ATM Networks Plan an On-the-Job New Year's Eve

NYCE Corp. president Dennis F. Lynch will ring in the new year from the control rooms of his company's data center in northern New Jersey.

The automated teller machine network's nerve center will be transformed into a year-2000 command post. Senior executives, software technicians, communications managers, and others will take turns keeping a constant watch on operations.

What would normally be a skeleton staff of half a dozen will increase tenfold. Employees have been invited to bring their spouses to a New Year's party - no alcoholic beverages served - and the company has even reserved 35 hotel rooms to make the weekend-long marathon more palatable.

Other networks plan similar vigils. Some 18 to 21 hours before U.S. clocks strike midnight on Dec. 31, executives will be checking in with counterparts in New Zealand, which will hit the new year first. Networks are making special plans to give their member institutions up-to-the-minute information, and toll-free media hot lineswill be available as a central clearing house.

Having spent spending tens of millions of dollars on technical preparations for the date change, network presidents say systems glitches are the least of their worries. Their worst fear is that a mad rush for cash could leave machines drained and consumers vulnerable to theft, so they have turned their attention to reassuring the public.

"Our greater concerns are not the technology … it's consumer psychology," said Ron V. Congemi, president and chief executive officer of Maitland, Fla.-based Star Systems Inc., the largest network. Star is offering member institutions decals that can be affixed to ATMs to indicate they are year-2000-ready.

According to a Gallup survey, most cardholders are confident that their cards will work, and trust is growing. The survey - conducted in August, September, and October among 2,117 adult ATM/debit card holders - found 86% expressing confidence that their cards would work on Jan. 1, up from 79% in April.

But Mr. Congemi said the 14% minority of doubters is nothing to sneeze at.

"With every Gallup poll result that we see, although the percentages have come down, it is still a large enough percentage that it's bothersome," he said.

If all those cardholders hit the ATMs for maximum withdrawals on Dec. 31, "these machines are going to run out of money," he said, and it will not be because of Y2K.

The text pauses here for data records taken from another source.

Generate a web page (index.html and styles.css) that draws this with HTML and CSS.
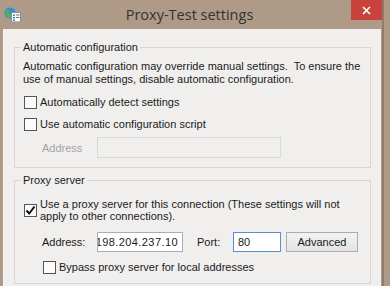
FILE: index.html
```html
<!DOCTYPE html>
<html lang="en">
<head>
  <meta charset="UTF-8">
  <meta name="viewport" content="width=device-width, initial-scale=1.0">
  <title>Proxy-Test settings</title>
  <link rel="stylesheet" href="styles.css">
</head>
<body>

<div class="window">
  <div class="titlebar">
    <svg class="app-icon" width="18" height="16" viewBox="0 0 18 16">
      <circle cx="6" cy="6" r="5.5" fill="#2f8fd0"/>
      <path d="M2 4 C4 2 6 3 5 5 C4 7 6 8 8 7 C9 9 7 11 5 11 C3 10 1 8 2 4 Z" fill="#57b347"/>
      <rect x="7.5" y="5.5" width="9" height="9.5" fill="#fafafa" stroke="#8a9099"/>
      <rect x="9" y="7.5" width="2" height="1.5" fill="#3a7fc4"/>
      <rect x="12" y="7.5" width="3.5" height="1" fill="#6d7680"/>
      <rect x="9" y="10" width="2" height="1.5" fill="#3a7fc4"/>
      <rect x="12" y="10" width="3.5" height="1" fill="#6d7680"/>
      <rect x="9" y="12.5" width="2" height="1.5" fill="#3a7fc4"/>
    </svg>
    <div class="title">Proxy-Test settings</div>
    <div class="close">
      <svg width="9" height="9" viewBox="0 0 9 9">
        <path d="M1 1 L8 8 M8 1 L1 8" stroke="#fff" stroke-width="1.6"/>
      </svg>
    </div>
  </div>

  <div class="client">
    <fieldset class="group auto">
      <legend>Automatic configuration</legend>
      <p class="note">Automatic configuration may override manual settings.&nbsp; To ensure the use of manual settings, disable automatic configuration.</p>

      <label class="check">
        <span class="box"></span>
        <span>Automatically detect settings</span>
      </label>

      <label class="check second">
        <span class="box"></span>
        <span>Use automatic configuration script</span>
      </label>

      <div class="field-row disabled">
        <span class="field-label">Address</span>
        <span class="textbox script-address"></span>
      </div>
    </fieldset>

    <fieldset class="group proxy">
      <legend>Proxy server</legend>

      <label class="check multi">
        <span class="box checked">
          <svg width="11" height="11" viewBox="0 0 11 11">
            <path d="M1.5 5.5 L4.2 8.5 L9.5 1.5" fill="none" stroke="#111" stroke-width="2"/>
          </svg>
        </span>
        <span>Use a proxy server for this connection (These settings will not apply to other connections).</span>
      </label>

      <div class="field-row">
        <span class="field-label">Address:</span>
        <span class="textbox address"><span>198.204.237.10</span></span>
        <span class="port-label">Port:</span>
        <span class="textbox port focused">80</span>
        <span class="button">Advanced</span>
      </div>

      <label class="check bypass">
        <span class="box"></span>
        <span>Bypass proxy server for local addresses</span>
      </label>
    </fieldset>
  </div>
</div>

</body>
</html>
```

FILE: styles.css
```css
* {
  box-sizing: border-box;
}

body {
  margin: 0;
  font-family: "Liberation Sans", Arial, sans-serif;
  font-size: 11px;
  color: #1a1a1a;
  background: #ae9a86;
  overflow: hidden;
}

.window {
  width: 390px;
  height: 286px;
  background: linear-gradient(to right, #ae9a86 382px, #8f7b69 382px, #8f7b69 384px, #ae9a86 384px);
}

.titlebar {
  height: 29px;
  display: flex;
  align-items: flex-start;
}

.app-icon {
  margin: 7px 0 0 4px;
}

.title {
  flex: 1;
  text-align: center;
  font-family: "Open Sans", "Noto Sans", sans-serif;
  font-size: 14.5px;
  color: #333;
  padding: 5px 0 0 6px;
}

.close {
  width: 31px;
  height: 20px;
  margin-right: 8px;
  background: #c8433b;
  display: flex;
  align-items: center;
  justify-content: center;
}

.client {
  margin: 0 9px 0 3px;
  height: 257px;
  background: #f0efee;
  padding-top: 11px;
  border-left: 1px solid #f7f6f5;
}

.group {
  margin: 0 10px 0 10px;
  border: 1px solid #d6d6d6;
  padding: 6px 8px 9px 8px;
}

.group legend {
  padding: 0 2px;
  margin-left: -2px;
  line-height: 14px;
}

.proxy {
  margin-top: 5px;
  padding-top: 11px;
}

.note {
  margin: 0;
  line-height: 13px;
}

.check {
  display: flex;
  align-items: center;
  gap: 3px;
  line-height: 13px;
  margin-top: 10px;
}

.check.second {
  margin-top: 9px;
}

.check.multi {
  margin-top: 0;
  line-height: 12px;
}

.check.bypass {
  margin: 9px 0 0 19px;
}

.box {
  flex: none;
  width: 13px;
  height: 13px;
  margin-left: 1px;
  border: 1px solid #555;
  background: #fbfbfb;
  display: flex;
  align-items: center;
  justify-content: center;
}

.field-row {
  display: flex;
  align-items: center;
  height: 21px;
  margin: 6px 0 0 19px;
}

.proxy .field-row {
  height: 20px;
  margin-top: 10px;
}

.field-label {
  width: 55px;
}

.disabled .field-label {
  color: #a3a3a3;
}

.textbox {
  height: 100%;
  border: 1px solid #abadb3;
  background: #fff;
  display: flex;
  align-items: center;
  padding: 0 4px;
}

.script-address {
  width: 184px;
  border-color: #d9d9d9;
  background: #f0efee;
}

.address {
  width: 86px;
  overflow: hidden;
  justify-content: flex-end;
  white-space: nowrap;
  letter-spacing: 0.42px;
}

.port-label {
  margin-left: 14px;
  width: 36px;
}

.port {
  width: 48px;
}

.focused {
  border-color: #5b8fc7;
}

.button {
  margin-left: 5px;
  width: 72px;
  height: 20px;
  border: 1px solid #acacac;
  background: linear-gradient(#f2f2f2, #e4e4e4);
  display: flex;
  align-items: center;
  justify-content: center;
}
```
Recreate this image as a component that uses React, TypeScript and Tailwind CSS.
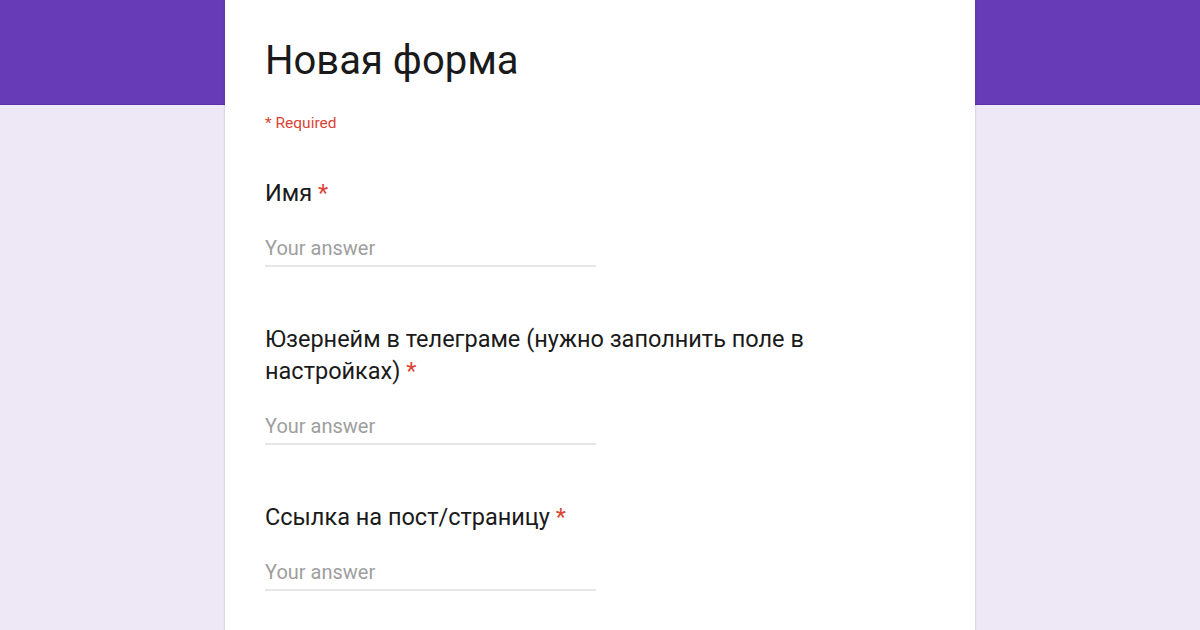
export default function App() {
  const questions = [
    { label: 'Имя' },
    { label: 'Юзернейм в телеграме (нужно заполнить поле в настройках)' },
    { label: 'Ссылка на пост/страницу' },
  ];

  return (
    <div className="relative w-[1200px] h-[630px] overflow-hidden bg-[#ede7f6] font-['Roboto',sans-serif]">
      <div className="absolute inset-x-0 top-0 h-[105px] bg-[#673ab7] border-b border-[#5b31a6]" />
      <div className="relative mx-auto w-[750px] h-[700px] bg-white shadow-[0_0_2px_rgba(0,0,0,0.2)] px-10 pt-[37px]">
        <h1 className="text-[40px] leading-[48px] text-[#1a1a1a] font-normal">Новая форма</h1>
        <div className="mt-[28px] text-[15.5px] leading-[20px] text-[#db4437]">* Required</div>
        <div className="mt-[44px] flex flex-col">
          {questions.map((q, i) => (
            <div key={i} className="pb-[56px]">
              <div className="w-[580px] text-[23.5px] leading-[32px] text-[#1a1a1a]">
                {q.label} <span className="text-[#db4437]">*</span>
              </div>
              <div className="mt-[27px] w-[331px] border-b-2 border-[#e6e6e6] pb-[5px] text-[20px] leading-[24px] text-[#9e9e9e]">
                Your answer
              </div>
            </div>
          ))}
        </div>
      </div>
    </div>
  );
}
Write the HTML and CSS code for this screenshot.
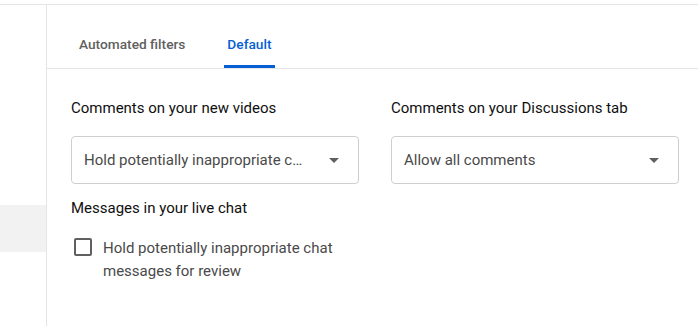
FILE: index.html
```html
<!DOCTYPE html>
<html>
<head>
<meta charset="utf-8">
<link rel="stylesheet" href="styles.css">
</head>
<body>
<div class="topgap"></div>
<div class="layout">
  <aside class="sidebar">
    <div class="side-item"></div>
  </aside>
  <main class="content">
    <nav class="tabs">
      <div class="tab">Automated filters</div>
      <div class="tab active">Default</div>
    </nav>
    <section class="settings">
      <div class="field">
        <div class="label">Comments on your new videos</div>
        <div class="select">
          <span class="select-text">Hold potentially inappropriate comments for review</span>
          <svg class="arrow" width="10" height="5" viewBox="0 0 10 5"><path d="M0 0h10L5 5z" fill="#606060"/></svg>
        </div>
      </div>
      <div class="field">
        <div class="label">Comments on your Discussions tab</div>
        <div class="select">
          <span class="select-text">Allow all comments</span>
          <svg class="arrow" width="10" height="5" viewBox="0 0 10 5"><path d="M0 0h10L5 5z" fill="#606060"/></svg>
        </div>
      </div>
      <div class="field live">
        <div class="label">Messages in your live chat</div>
        <label class="check-row">
          <span class="checkbox"></span>
          <span class="check-text">Hold potentially inappropriate chat messages for review</span>
        </label>
      </div>
    </section>
  </main>
</div>
</body>
</html>
```
FILE: styles.css
```css
html, body {
  margin: 0;
  padding: 0;
  background: #fff;
  height: 326px;
  overflow: hidden;
  font-family: Roboto, "Liberation Sans", sans-serif;
}
.topgap {
  height: 4px;
}
.layout {
  display: flex;
  border-top: 1px solid #e5e5e5;
  height: 321px;
}
.sidebar {
  flex: none;
  width: 47px;
  box-sizing: border-box;
  border-right: 1px solid #e5e5e5;
  padding-top: 200px;
}
.side-item {
  height: 47px;
  background: #f2f2f2;
}
.content {
  flex: 1;
  min-width: 0;
}
.tabs {
  display: flex;
  height: 63px;
  border-bottom: 1px solid #e5e5e5;
  padding-left: 29px;
  gap: 36px;
}
.tab {
  box-sizing: border-box;
  height: 63px;
  padding: 29px 3px 0;
  line-height: 20px;
  font-size: 13.7px;
  font-weight: 500;
  color: #606060;
  border-bottom: 3px solid transparent;
}
.tab.active {
  color: #065fd4;
  border-bottom-color: #065fd4;
}
.settings {
  display: grid;
  grid-template-columns: 288px 288px;
  column-gap: 32px;
  padding: 27px 0 0 24px;
}
.label {
  font-size: 15px;
  line-height: 24px;
  color: #0f0f0f;
}
.select {
  margin-top: 16px;
  height: 48px;
  box-sizing: border-box;
  border: 1px solid #cfcfcf;
  border-radius: 4px;
  display: flex;
  align-items: center;
  padding: 0 19px 0 12px;
}
.select-text {
  flex: 1;
  min-width: 0;
  margin-right: 24px;
  white-space: nowrap;
  overflow: hidden;
  text-overflow: ellipsis;
  font-size: 15px;
  color: #4a4a4a;
}
.arrow {
  flex: none;
  display: block;
}
.live {
  grid-column: 1;
  margin-top: 12px;
}
.check-row {
  display: flex;
  align-items: flex-start;
  margin-top: 17px;
}
.checkbox {
  flex: none;
  box-sizing: border-box;
  width: 18px;
  height: 18px;
  margin: 1px 11px 0 3px;
  border: 2px solid #606060;
  border-radius: 2px;
}
.check-text {
  font-size: 15px;
  line-height: 23px;
  color: #4a4a4a;
  max-width: 240px;
}
```
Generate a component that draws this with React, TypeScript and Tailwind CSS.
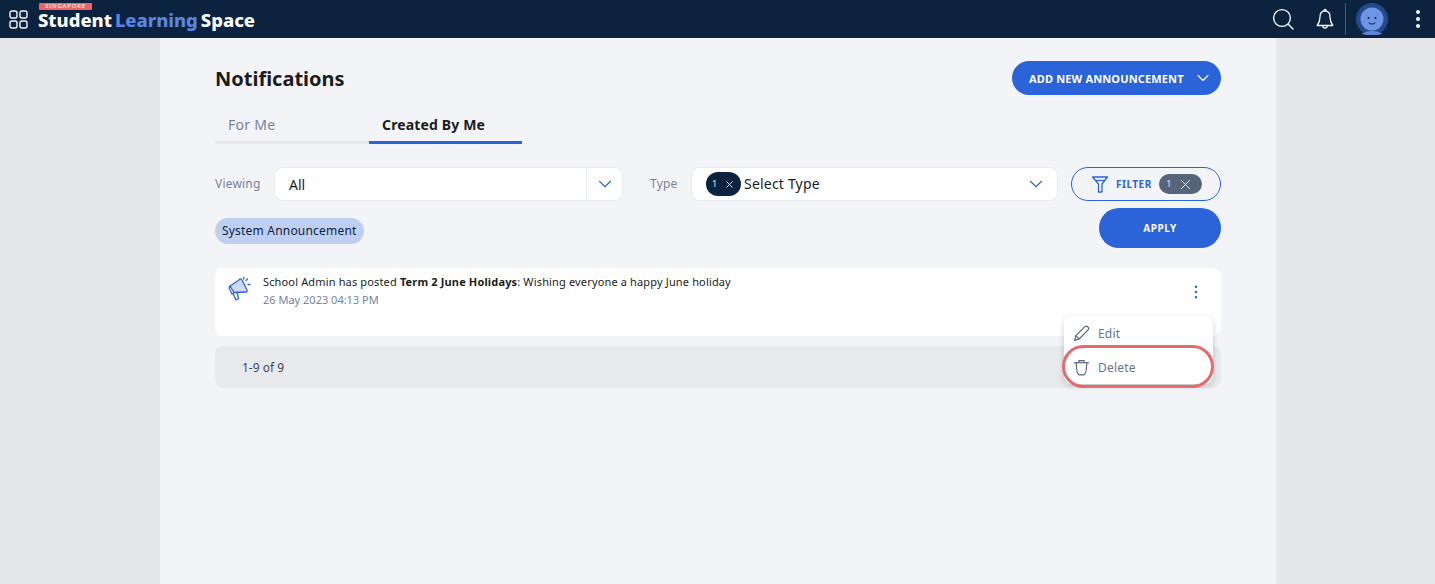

Indeed, a study conducted in September by the research firm Brittain Associates of an Atlanta found that more than 31 million U.S. households plan to stockpile cash - enough to last several weeks - as a Y2K precaution. Brittain interviewed more than 1,000 cardholders by phone.

The Federal Reserve is preparing for the possibility of increased demand. As of Sept. 30, it had roughly $200 billion in its vaults - about $50 billion more than it would typically have.

ATM network executives say consumers should do what they would normally do in preparation for a long weekend. Stan Paur, president and chief executive officer of the Pulse network in Houston, said: "On holiday weekends we tell people to leave for the airport early. If they do think they're going to need extra cash for this long and extended weekend, don't wait until the last minute and get it a little in advance."

Mr. Lynch, who plans to spend the weekend at the NYCE data center, said, "It's fair to say that financial institutions are more prepared to keep their ATMs replenished and stocked … that weekend than any other weekend in history." Still, there is a limit to what the machines can accommodate, he said.

Networks have collaborated on public relations campaigns through the Network Executives Council of the Electronic Funds Transfer Association, which also represents Cash Station Inc. of Chicago; Co-Op Network of Ontario, Calif.; TYME Corp. of Brown Deer, Wis.; and MAC of Wilmington, Del.

Networks are also providing tips to their financial institution members, urging that they make preparations beyond stocking ATMs.

Banks may want to beef up their supplies of receipt paper for an increase in balance inquiries, the networks say. Also, they say, banks should make sure that machine-error messages specify when problems are account-related, so that they are not mistaken for Y2K glitches.